According to Politico, a January 2012 Washington Post/ABC News poll found that 68% of Americans would at least consider voting for a third party candidate that shares most of their political views. Given the fact that a recent Gallup poll found that 90% of Americans feel it is either extremely or somewhat important that President Obama significantly reduces our dependence on fossil fuels. 90% feel it is either extremely or somewhat important that he make college education more affordable. 73% feel he should take major steps toward addressing climate change. 71% feel he should raise taxes on those making $250,000 a year or more. 70% feel he should make significant cuts to military and defense spending (http://www.gallup.com/poll/158834/economy-entitlements-iran-americans-top-priorities.aspx.) Another Gallup poll from October of 2011 found that 50% of Americans support the legalization of marijuana, a 4% increase over the previous year (http://www.gallup.com/poll/150149/Record-High-Americans-Favor-Legalizing-Marijuana.aspx). A May 2012 Gallup poll found that 50% of Americans support legalizing same-sex marriage (http://www.gallup.com/poll/154529/Half-Americans-Support-Legal-Gay-Marriage.aspx). These polls are significant because they indicate that half, if not large majorities of Americans, already agree with the Green Party on a number of issues. The Green Party faces the issue of the majority of Americans incorrectly believing that the Democratic Party also holds these views on these issues, a view that President Obama’s first term contradicts in many cases.
The main struggle of the Green Party going forward will be correctly the erroneous perception that they are a fringe or single-issue party. The Ten Key Values of the Green Party have always included grassroots democracy, nonviolence, social justice, decentralization, feminism, community-based economics and respect for diversity (http://www.gp.org/tenkey.php). Unfortunately, many outside of the party are unaware of the diversity and thoughtfulness of the Green Party’s platform and assume that the party only focuses on environmental issues. While environmental issues are an important part of the Green Party’s platform, the Green Party also recognizes the connections between environmental, economic and even national security issues. For example, the emphasis the Green Party places upon community-based economics not only enriches and empowers communities, it also reduces the distance goods must travel, reducing the amount of fossil fuels consumed by transportation.

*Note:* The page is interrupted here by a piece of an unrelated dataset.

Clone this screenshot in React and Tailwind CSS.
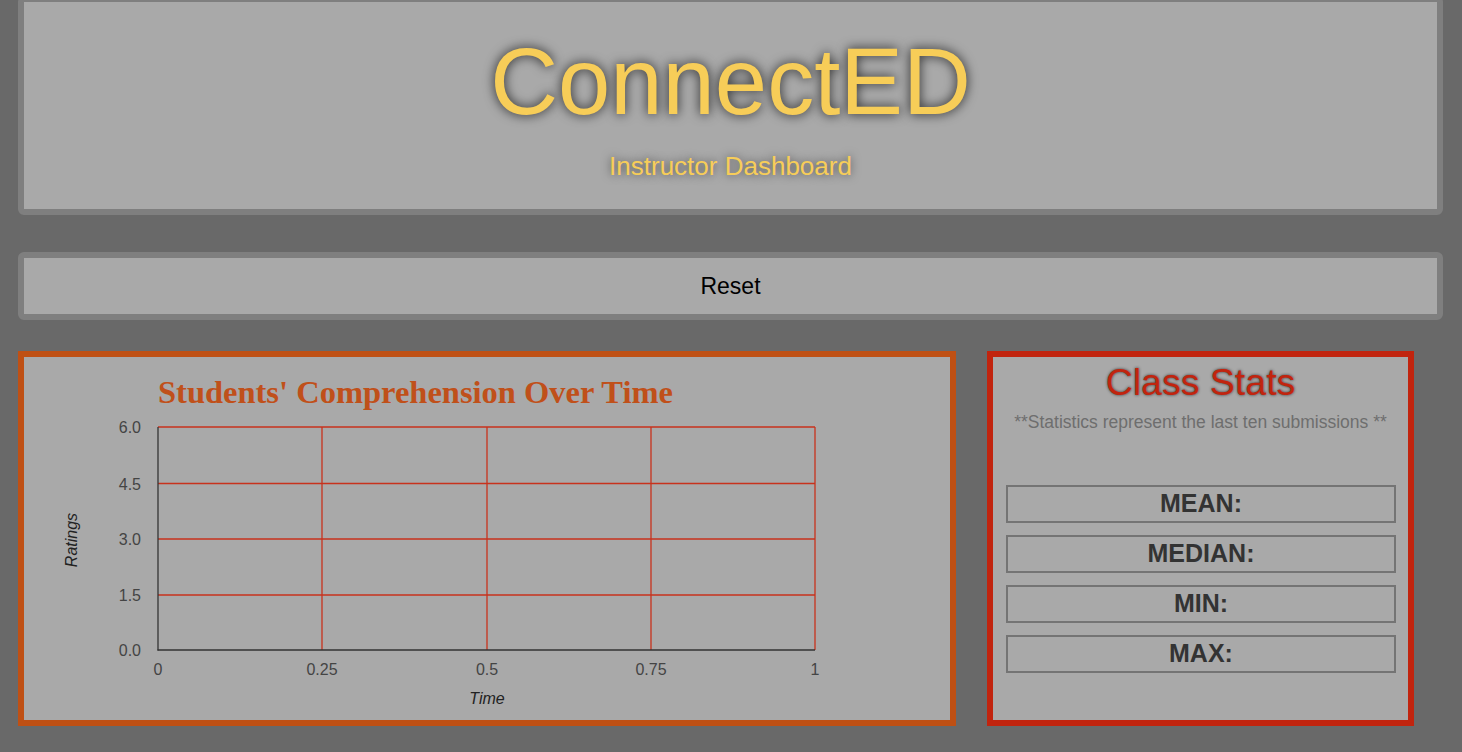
import React from 'react';

const yTicks = [
    { label: '6.0', y: 70 },
    { label: '4.5', y: 126.5 },
    { label: '3.0', y: 182 },
    { label: '1.5', y: 238 },
    { label: '0.0', y: 293 },
];

const xTicks = [
    { label: '0', x: 134 },
    { label: '0.25', x: 298 },
    { label: '0.5', x: 463 },
    { label: '0.75', x: 627 },
    { label: '1', x: 791 },
];

const ComprehensionChart = () => {
    return (
        <svg width="926" height="363" viewBox="0 0 926 363" className="block">
            <text x="134" y="46" fontFamily="'Liberation Serif', serif" fontWeight="bold" fontSize="32.5" fill="#c0501a">
                Students' Comprehension Over Time
            </text>

            {/* grid */}
            {yTicks.slice(0, 4).map((t) => (
                <line key={t.label} x1="134" x2="791" y1={t.y} y2={t.y} stroke="#c8321c" strokeWidth="1.3" />
            ))}
            {xTicks.slice(1).map((t) => (
                <line key={t.label} x1={t.x} x2={t.x} y1="70" y2="293" stroke="#c8321c" strokeWidth="1.3" />
            ))}

            {/* axes */}
            <line x1="134" x2="134" y1="70" y2="293.5" stroke="#333" strokeWidth="1.3" />
            <line x1="133.5" x2="791" y1="293" y2="293" stroke="#333" strokeWidth="1.3" />

            {yTicks.map((t) => (
                <text key={t.label} x="117" y={t.y + 6} textAnchor="end" fontFamily="'Liberation Sans', Arial, sans-serif" fontSize="16" fill="#444">
                    {t.label}
                </text>
            ))}
            {xTicks.map((t) => (
                <text key={t.label} x={t.x} y="318" textAnchor="middle" fontFamily="'Liberation Sans', Arial, sans-serif" fontSize="16" fill="#444">
                    {t.label}
                </text>
            ))}

            <text x="463" y="347" textAnchor="middle" fontFamily="'Liberation Sans', Arial, sans-serif" fontStyle="italic" fontSize="16" fill="#222">
                Time
            </text>
            <text
                x="0"
                y="0"
                transform="translate(53 183) rotate(-90)"
                textAnchor="middle"
                fontFamily="'Liberation Sans', Arial, sans-serif"
                fontStyle="italic"
                fontSize="16"
                fill="#222"
            >
                Ratings
            </text>
        </svg>
    );
};

const StatBox = ({ label }) => (
    <div className="h-[38px] border-2 border-[#747474] flex items-center justify-center text-[25px] font-bold text-[#333]">
        {label}
    </div>
);

const App = () => {
    return (
        <div className="bg-[#696969] min-h-screen h-[752px] overflow-hidden font-['Liberation_Sans',Arial,sans-serif]">
            {/* Header */}
            <div className="-mt-1 ml-[18px] mr-[19px] border-[6px] border-[#7f7f7f] rounded-md bg-[#a9a9a9] h-[219px] flex flex-col items-center">
                <h1 className="mt-[23px] text-[94px] leading-[114px] text-[#f7cd58] [text-shadow:0_0_12px_rgba(0,0,0,0.8)]">
                    ConnectED
                </h1>
                <p className="mt-[13px] text-[26px] leading-[28px] text-[#f7cd58] [text-shadow:0_0_10px_rgba(0,0,0,0.6)]">
                    Instructor Dashboard
                </p>
            </div>

            {/* Reset */}
            <div className="mt-[37px] ml-[18px] mr-[19px] border-[6px] border-[#7f7f7f] rounded-md bg-[#a9a9a9] h-[68px] flex items-center justify-center">
                <button className="text-[23px] text-black">Reset</button>
            </div>

            {/* Panels */}
            <div className="mt-[31px] ml-[18px] flex gap-[31px]">
                <div className="w-[938px] h-[375px] border-[6px] border-[#bf5014] bg-[#a9a9a9]">
                    <ComprehensionChart />
                </div>

                <div className="w-[427px] h-[375px] border-[6px] border-[#c1240e] bg-[#a9a9a9] flex flex-col items-center">
                    <h2 className="mt-[4px] text-[37.5px] leading-[42px] text-[#c1240e] [text-shadow:0_0_3px_rgba(40,40,40,0.9)]">
                        Class Stats
                    </h2>
                    <p className="mt-[9px] text-[17.5px] leading-[20px] text-[#6e6e6e]">
                        **Statistics represent the last ten submissions **
                    </p>
                    <div className="mt-[53px] w-full pl-[13px] pr-[12px] flex flex-col gap-[12px]">
                        <StatBox label="MEAN:" />
                        <StatBox label="MEDIAN:" />
                        <StatBox label="MIN:" />
                        <StatBox label="MAX:" />
                    </div>
                </div>
            </div>
        </div>
    );
};

export default App;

Furthermore, global climate change poses a threat to national security because it exacerbates droughts and other extreme weather events, leading to increased political instability and violence in already unstable areas like the Horn of Africa, a view shared by the Department of Defense and the CIA (http://climatesecurity.blogspot.com/2010/02/us-department-of-defense-climate-change.html, https://www.cia.gov/news-information/press-releases-statements/center-on-climate-change-and-national-security.html). For the most part, the Republicans deny climate change even exists and Democrats treat climate change and all issues as isolated issues, if at all. The Green Party can distinguish itself by emphasizing the relationships between political issues and how a solution to one issue requires changes in other areas and positively affects other issues.

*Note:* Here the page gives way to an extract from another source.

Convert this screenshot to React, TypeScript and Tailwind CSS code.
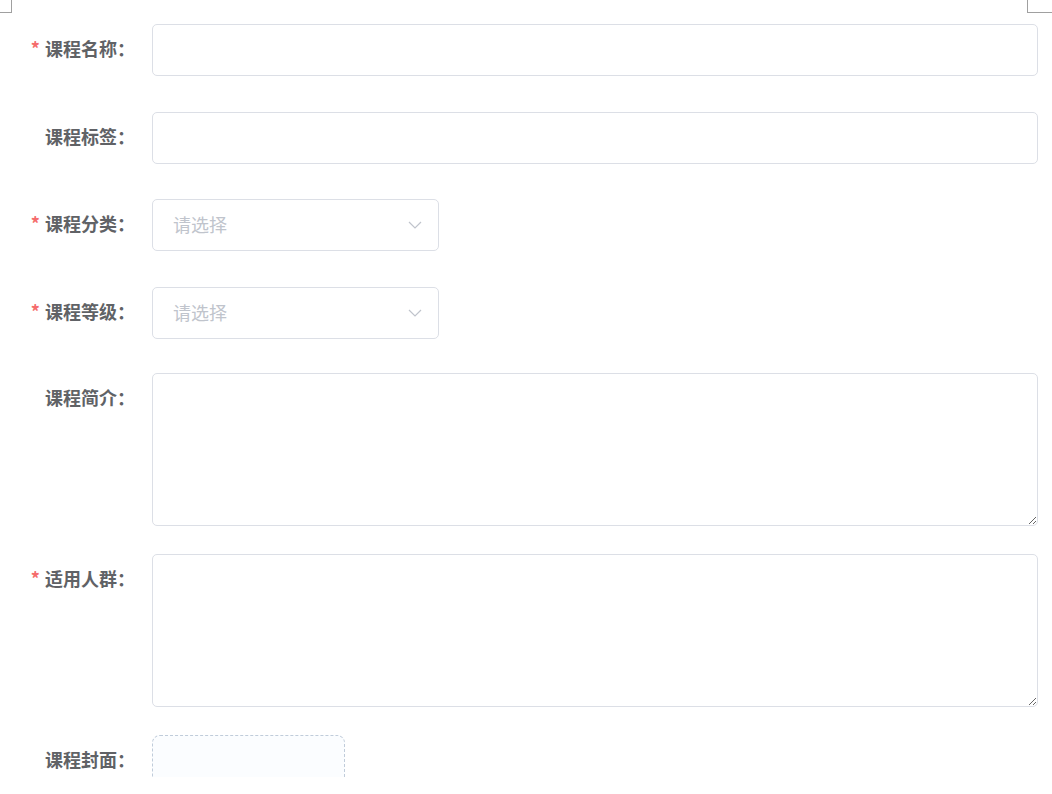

The Green Party also must emphasize the other ways in which it is different from the two major parties if it is to succeed going forward. The Democratic Party currently holds a considerable advantage in terms of its support among union members despite their weak support of issues important to unions. An important part of building the Green Party for the future will be drawing union members away from the Democrats by emphasizing potential job creation in areas like alternative energy and high-speed rail, as well as Greens’ much stronger support for workers’ rights and minimum wage increases. Yet another area in which the Green Party differs from the two major parties is in funding. Both the Democrats and Republicans receive the majority of their funding from large corporate donors and Political Action Committees while the Green Party refuses all such donations. Given the low opinion most Americans have of corporate money in politics, it is only reasonable that they would like a party that never has and never will accept such donations. In fact, the Green Party would be wise to flip the concept of the fundraising dinner on its head by instead offering free meals in poor communities across the nation. Not only does this emphasize that the Green Party is about much more than just environmental issues, it also shows that the Green Party actively solves our nation’s problems while Democrats and Republicans just pretend to argue with each other about them. This will also build considerable goodwill among the 42.9% of voting age Americans that the Census Bureau reports did not vote in the 2008 Presidential Election (http://www.census.gov/compendia/statab/2012/tables/12s0397.pdf).
These are just some of the areas in which the Green Party can better position itself for electoral success. The Party also must focus on building local and state parties, as the Republican Party did prior to the Election of 1860 when they officially replaced the Whigs as one of the major parties. The Party also must fight against unjust ballot access laws and their barring from the Presidential debates by the Commission on Presidential Debates. Unfortunately, these things take time and the above solutions build the party in ways that Democrats and Republicans cannot hinder. Given the current status of the Green Party, it is perhaps wisest to focus such things for the moment.